Ключевые слова: исповедь, психология личности, остранение, ирония, Л.Н. Толстой, В.В. Розанов
Leo Tolstoy and Vasily Rozanov: two confessions. SVETLANA M. KLIMOVA (HSE University, Moscow)
The article compares two literary texts of confessions - by Leo Tolstoy and Vasily Rozanov. The author takes into account the change of literary styles, associated with the transition from Tolstoy's realism to the modernism reflected in Rozanov's «fallen leaves». Tolstoy's confessionalism, created in line with the tradition of Augustine and Rousseau, becomes the catalyst for the new forms of confession reflected in the ironic philosophy of Rozanov. The text by Tolstoy is a confession of the autonomous self, who strives to overcome his carnal beginning on the way to the spiritualization of the personality. The latter is achieved by estrangement from his social circle, his profession as a writer, his family, that is, from himself for the sake of spiritual salvation. This way is about returning to Christ as a bastion of love and non-resistance to evil, as well as establishing a loving spiritual connection with the world of others. Rozanov's confession is different: it is possible only in the form of an initial unity of the Self with Others: with the world of his family, his wife, friends, readers, and even with the world of things around him. What Tolstoy separates in man and the world - the carnal and the spiritual - Rozanov sees as initially united in any phenomenon. The comparison of two confessions allows us to demonstrate a number of fundamental shifts in philosophy and literature in the early XXth century.

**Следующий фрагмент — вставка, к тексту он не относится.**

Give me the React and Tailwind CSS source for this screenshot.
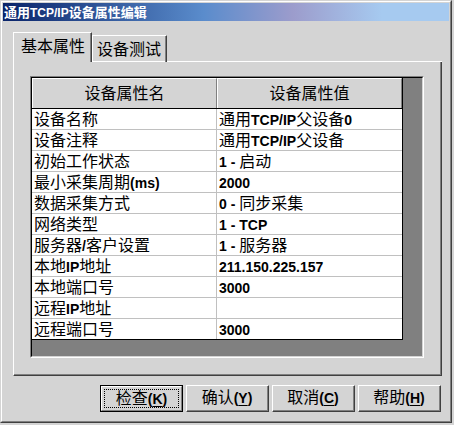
import React from "react";

const rows = [
  ["设备名称", "通用TCP/IP父设备0"],
  ["设备注释", "通用TCP/IP父设备"],
  ["初始工作状态", "1 - 启动"],
  ["最小采集周期(ms)", "2000"],
  ["数据采集方式", "0 - 同步采集"],
  ["网络类型", "1 - TCP"],
  ["服务器/客户设置", "1 - 服务器"],
  ["本地IP地址", "211.150.225.157"],
  ["本地端口号", "3000"],
  ["远程IP地址", ""],
  ["远程端口号", "3000"],
];

function Mixed({ text, latin, cjk }) {
  const parts = text.split(/([\x00-\x7F]+)/).filter(Boolean);
  return parts.map((p, i) =>
    /^[\x00-\x7F]+$/.test(p) ? (
      <span key={i} className={latin}>{p}</span>
    ) : (
      <span key={i} className={cjk}>{p}</span>
    )
  );
}

function Btn({ label, k, isDefault }) {
  const inner = (
    <span className="whitespace-nowrap leading-[20px]">
      <span className="text-[16px]">{label}</span>
      <span className="text-[14px] font-bold">
        (<span className="underline underline-offset-2">{k}</span>)
      </span>
    </span>
  );
  if (isDefault) {
    return (
      <div className="w-[83px] h-[27px] border border-black flex">
        <div className="flex-1 flex border-t border-l border-white border-r border-b border-r-[#808080] border-b-[#808080] p-[2px]">
          <div className="flex-1 flex items-center justify-center border border-dotted border-black">
            {inner}
          </div>
        </div>
      </div>
    );
  }
  return (
    <div className="w-[83px] h-[27px] flex border-t border-l border-white border-r border-b border-r-[#404040] border-b-[#404040]">
      <div className="flex-1 flex items-center justify-center border-r border-b border-r-[#808080] border-b-[#808080]">
        {inner}
      </div>
    </div>
  );
}

export default function App() {
  return (
    <div className="w-[454px] h-[425px] bg-[#d4d4d4] text-black font-['Liberation_Sans','Noto_Sans_CJK_SC',sans-serif] overflow-hidden">
      <div className="w-[452px] h-[423px] border-t border-l border-[#d4d4d4] border-r border-b border-r-[#404040] border-b-[#404040] flex">
        <div className="flex-1 flex flex-col border-t border-l border-white border-r border-b border-r-[#808080] border-b-[#808080] p-[1px]">
          {/* Title bar */}
          <div className="h-[18px] flex items-center pl-[1px] bg-[linear-gradient(to_right,#0a246a,#5a8ccc_45%,#9c9ccc_65%,#a6caf0_85%,#a6caf0)] text-white font-bold">
            <span className="leading-[18px] whitespace-nowrap">
              <Mixed text="通用TCP/IP设备属性编辑" latin="text-[12px]" cjk="text-[13px]" />
            </span>
          </div>

          {/* Tabs */}
          <div className="mt-[11px] ml-[10px] w-[429px] flex items-end">
            <div className="w-[79px] h-[30px] border-t border-l border-white border-r border-r-[#404040] flex">
              <div className="flex-1 border-r border-r-[#808080] pl-[7px] pt-[2px]">
                <span className="text-[16px] leading-[20px]">基本属性</span>
              </div>
            </div>
            <div className="w-[75px] h-[27px] border-b border-white flex flex-col">
              <div className="flex-1 border-t border-l border-white border-r border-r-[#404040] flex">
                <div className="flex-1 border-r border-r-[#808080] pl-[4px] pt-[2px]">
                  <span className="text-[16px] leading-[20px]">设备测试</span>
                </div>
              </div>
            </div>
            <div className="flex-1 h-[1px] bg-white"></div>
          </div>

          {/* Panel */}
          <div className="ml-[10px] w-[429px] h-[314px] border-l border-white border-r border-b border-r-[#404040] border-b-[#404040] flex">
            <div className="flex-1 border-r border-b border-r-[#808080] border-b-[#808080] pl-[16px] pt-[14px]">
              {/* Grid */}
              <div className="w-[394px] h-[282px] border-t border-l border-[#808080] border-r border-b border-r-white border-b-white flex">
                <div className="flex-1 border-t border-l border-black border-r border-b border-r-[#d4d4d4] border-b-[#d4d4d4] bg-[#808080] flex flex-col items-start">
                  <div className="w-[371px] border-r border-b border-black bg-white">
                    {/* header */}
                    <div className="flex h-[31px] border-b border-black bg-[#d4d4d4]">
                      <div className="w-[185px] border-t border-l border-white border-r border-r-[#808080] flex items-center justify-center">
                        <span className="text-[16px] leading-[20px]">设备属性名</span>
                      </div>
                      <div className="w-[185px] border-t border-l border-white border-r border-r-[#808080] flex items-center justify-center">
                        <span className="text-[16px] leading-[20px]">设备属性值</span>
                      </div>
                    </div>
                    {rows.map(([n, v], i) => (
                      <div
                        key={i}
                        className={
                          i === rows.length - 1
                            ? "flex h-[20px]"
                            : "flex h-[21px] border-b border-[#c0c0c0]"
                        }
                      >
                        <div className="w-[185px] border-r border-[#c0c0c0] pl-[2px] whitespace-nowrap leading-[20px] pt-[1px]">
                          <Mixed text={n} latin="text-[14px] font-bold" cjk="text-[16px]" />
                        </div>
                        <div className="w-[185px] pl-[2px] whitespace-nowrap leading-[20px] pt-[1px]">
                          <Mixed text={v} latin="text-[14px] font-bold" cjk="text-[16px]" />
                        </div>
                      </div>
                    ))}
                  </div>
                </div>
              </div>
            </div>
          </div>

          {/* Buttons */}
          <div className="mt-[9px] ml-[97px] flex gap-[3px]">
            <Btn label="检查" k="K" isDefault />
            <Btn label="确认" k="Y" />
            <Btn label="取消" k="C" />
            <Btn label="帮助" k="H" />
          </div>
        </div>
      </div>
    </div>
  );
}
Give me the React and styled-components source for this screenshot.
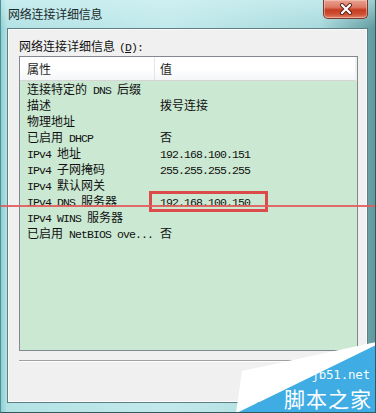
import styled, { createGlobalStyle } from 'styled-components';

const GlobalStyle = createGlobalStyle`
  html, body {
    margin: 0;
    padding: 0;
    background: #ffffff;
  }
  body {
    font-family: "Noto Sans CJK SC", "Liberation Sans", sans-serif;
  }
`;

const Window = styled.div`
  position: relative;
  width: 376px;
  height: 413px;
  overflow: hidden;
  display: flex;
  flex-direction: column;
  box-sizing: border-box;
  border-left: 1px solid #4f8f96;
  border-right: 1px solid #2f5a60;
  border-bottom: 1px solid #2f5a60;
  background:
    linear-gradient(180deg, rgba(215, 245, 246, 0.55) 0, rgba(180, 228, 231, 0) 28px),
    linear-gradient(90deg, #8fd0d4 0, #b3e2e5 6px, #c2e9eb 45%, #a9dadd 85%, #6fa9ae 97%, #5f989e 100%);
`;

const TitleBar = styled.div`
  height: 28px;
  display: flex;
  align-items: flex-start;
  flex-shrink: 0;
`;

const Title = styled.div`
  padding: 6px 0 0 7px;
  font-size: 12px;
  line-height: 16px;
  color: #1c2a2c;
  letter-spacing: -0.2px;
`;

const CloseButton = styled.div`
  margin-left: auto;
  margin-right: 7px;
  width: 45px;
  height: 19px;
  box-sizing: border-box;
  border: 1px solid #7a3a30;
  border-top: none;
  border-radius: 0 0 5px 5px;
  background: linear-gradient(180deg, #e9a293 0, #dc7a64 40%, #c63b22 55%, #cf5235 80%, #e2846a 100%);
  box-shadow: inset 0 0 0 1px rgba(255, 220, 210, 0.45);
  display: flex;
  align-items: center;
  justify-content: center;
`;

const Client = styled.div`
  flex: 1;
  margin: 0 7px 9px 6px;
  border: 1px solid #5d7f84;
  box-shadow: inset 0 0 0 1px #fbfbfb;
  background: #f0f0f0;
  padding: 9px 0 0 11px;
  display: flex;
  flex-direction: column;
`;

const Label = styled.div`
  font-size: 12px;
  line-height: 16px;
  color: #111;
  height: 18px;

  u {
    text-decoration: underline;
  }
`;

const Paren = styled.span`
  font-family: "Liberation Mono", monospace;
  font-size: 11.5px;
  letter-spacing: -0.9px;
  margin-left: 4px;
`;

const ListBox = styled.div`
  width: 339px;
  height: 295px;
  box-sizing: border-box;
  border: 1px solid #828790;
  background: #cbe8d2;
  display: flex;
  flex-direction: column;
`;

const Header = styled.div`
  display: grid;
  grid-template-columns: 135px 1fr;
  height: 24px;
  box-sizing: border-box;
  background: linear-gradient(180deg, #ffffff 0, #ffffff 50%, #f4f6f7 100%);
  border-bottom: 1px solid #d5d5d5;
  border-right: 2px solid #f0f0f0;
`;

const HeaderCell = styled.div`
  font-size: 12px;
  line-height: 23px;
  color: #1e1e1e;
  padding-left: ${(p) => (p.$first ? '7px' : '5px')};
  border-right: ${(p) => (p.$first ? '1px solid #e3e5e7' : 'none')};
`;

const Row = styled.div`
  display: grid;
  grid-template-columns: 135px 1fr;
  height: 16px;
`;

const Cell = styled.div`
  position: relative;
  padding-left: ${(p) => (p.$first ? '7px' : '5px')};
  font-size: 12px;
  line-height: 16px;
  color: #111;
  white-space: pre;

  ${(p) =>
    p.$marked &&
    `
    &::after {
      content: '';
      position: absolute;
      left: -6px;
      top: -2px;
      width: 119px;
      height: 21px;
      box-sizing: border-box;
      border: 3px solid rgba(222, 58, 58, 0.9);
    }
  `}
`;

const Cjk = styled.span`
  font-family: "Noto Sans CJK SC", sans-serif;
  font-size: 12px;
`;

const Mono = styled.span`
  font-family: "Liberation Mono", "DejaVu Sans Mono", monospace;
  font-size: 11.5px;
  letter-spacing: -0.9px;
`;

const Separator = styled.div`
  width: 340px;
  margin-top: 9px;
  height: 1px;
  background: #a0a0a0;
  border-bottom: 1px solid #ffffff;
`;

const RedLine = styled.div`
  position: absolute;
  left: 0;
  right: 0;
  top: 205px;
  height: 2px;
  background: rgba(226, 92, 92, 0.9);
`;

const Watermark = styled.div`
  position: absolute;
  right: -1px;
  bottom: -1px;
  width: 140px;
  height: 71px;
`;

const WatermarkText = styled.div`
  position: absolute;
  right: 4px;
  bottom: 3px;
  display: flex;
  flex-direction: column;
  align-items: flex-end;
  gap: 4px;
  color: #ffffff;
`;

const WatermarkSite = styled.div`
  margin-right: 2px;
  font-family: "DejaVu Sans Mono", monospace;
  font-size: 12.5px;
  line-height: 14px;
  color: #f2fbff;
  letter-spacing: -0.2px;
`;

const WatermarkName = styled.div`
  font-family: "Noto Sans CJK SC", sans-serif;
  font-size: 21px;
  line-height: 24px;
  letter-spacing: 1px;
`;

const rows = [
  ['连接特定的 DNS 后缀', ''],
  ['描述', '拨号连接'],
  ['物理地址', ''],
  ['已启用 DHCP', '否'],
  ['IPv4 地址', '192.168.100.151'],
  ['IPv4 子网掩码', '255.255.255.255'],
  ['IPv4 默认网关', ''],
  ['IPv4 DNS 服务器', '192.168.100.150', true],
  ['IPv4 WINS 服务器', ''],
  ['已启用 NetBIOS ove...', '否'],
];

function MixedText({ text }) {
  return text
    .split(/([\u3000-\u9fff]+)/)
    .filter(Boolean)
    .map((part, i) =>
      /[\u3000-\u9fff]/.test(part) ? <Cjk key={i}>{part}</Cjk> : <Mono key={i}>{part}</Mono>
    );
}

export default function App() {
  return (
    <>
      <GlobalStyle />
      <Window>
        <TitleBar>
          <Title>网络连接详细信息</Title>
          <CloseButton>
            <svg width="14" height="12" viewBox="0 0 14 12">
              <path
                d="M3 2 L11 10 M11 2 L3 10"
                stroke="#5a2218"
                strokeWidth="4"
                strokeLinecap="round"
              />
              <path
                d="M3 2 L11 10 M11 2 L3 10"
                stroke="#ffffff"
                strokeWidth="2.2"
                strokeLinecap="round"
              />
            </svg>
          </CloseButton>
        </TitleBar>
        <Client>
          <Label>
            网络连接详细信息
            <Paren>
              (<u>D</u>):
            </Paren>
          </Label>
          <ListBox>
            <Header>
              <HeaderCell $first>属性</HeaderCell>
              <HeaderCell>值</HeaderCell>
            </Header>
            {rows.map(([name, value, marked]) => (
              <Row key={name}>
                <Cell $first>
                  <MixedText text={name} />
                </Cell>
                <Cell $marked={marked}>
                  <MixedText text={value} />
                </Cell>
              </Row>
            ))}
          </ListBox>
          <Separator />
        </Client>
        <RedLine />
        <Watermark>
          <svg width="140" height="71" viewBox="0 0 140 71">
            <polygon points="0,71 6,29 140,0 140,4" fill="#ffffff" />
            <polygon points="1,71 140,3 140,71" fill="#3fade3" />
          </svg>
          <WatermarkText>
            <WatermarkSite>jb51.net</WatermarkSite>
            <WatermarkName>脚本之家</WatermarkName>
          </WatermarkText>
        </Watermark>
      </Window>
    </>
  );
}
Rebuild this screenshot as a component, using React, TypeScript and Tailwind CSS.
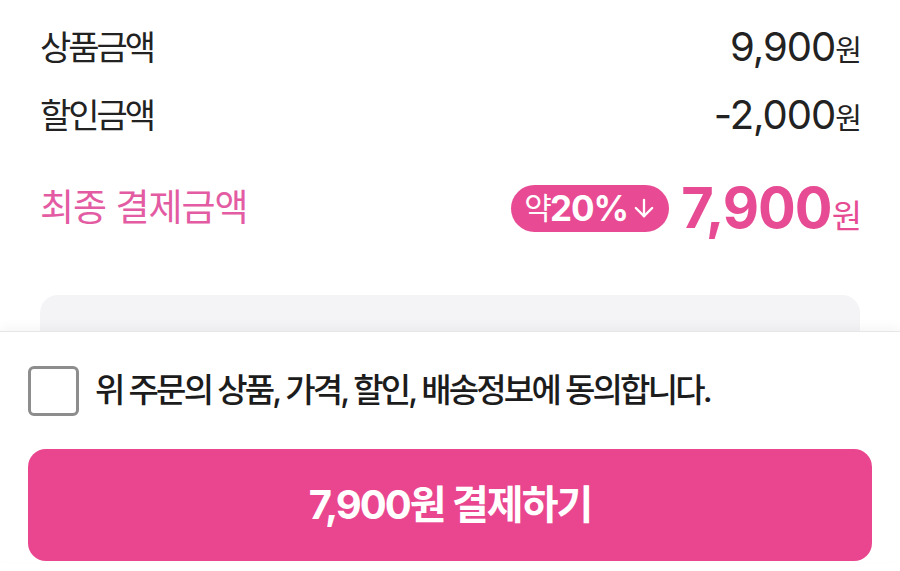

Keywords: confession, personality psychology, defamiliarization, irony, Leo Tolstoy, Vasily Rozanov
* КЛИМОВА Светлана Мушаиловна, доктор философских наук, профессор Школы философии и культурологии факультета гуманитарных наук Национального исследовательского университета «Высшая школа экономики».
E-mail: [email protected] © Климова С.М., 2021
** Работа выполнена при финансовой поддержке гранта РНФ. Проект №19-18-00100.
Л.Н. Толстой и В.В. Розанов многие годы находились в общем жизненном и социокультурном пространстве, хотя были людьми разных поколений и по возрасту, и по убеждениям. Они были скорее антиподами, чем единомышленниками. Поэтому правомерно утверждать, что «Исповедь» (1879-1882) Толстого и «Уединенное» (1912) Розанова - две исповеди-откровения - хотя и написаны в общем-то современниками, людьми, лично знавшими друг друга, но как будто бы в совершенно разные эпохи -настолько за 30 лет, которые пролегли между двумя произведениями, изменились и эпоха, и литература, и отношение к исповедальной искренности, выраженное в художественных и философских текстах. Между тем, Б.М. Эйхенбаум, определяя «Исповедь» Толстого как руссоистскую по стилю, но не по содержанию, точно заметил, что Толстой был не только завершителем эпохи Просвещения, но и зачинателем новой. Недаром его имя стало путеводной звездой для русских формалистов начала XX в. Идеи формализма нашли отражение в интерпретации учения Толстого у В.Б. Шкловского (остранение) и Б.М. Эйхенбаума (теория литературного быта). М. Деннер показал, как «мастер реалистического романа» Толстой был «захвачен авангардизмом», к которому ученый свел как толстовский поиск «наивной формы» искусства для народа, так и его требование эстетического опрощения. Уточним, что хотя Толстой и был «зачинателем» эпохи модернизма, это не равносильно тому, что он был его сторонником или «приверженцем авангардного искусства» [8, с. 370-388].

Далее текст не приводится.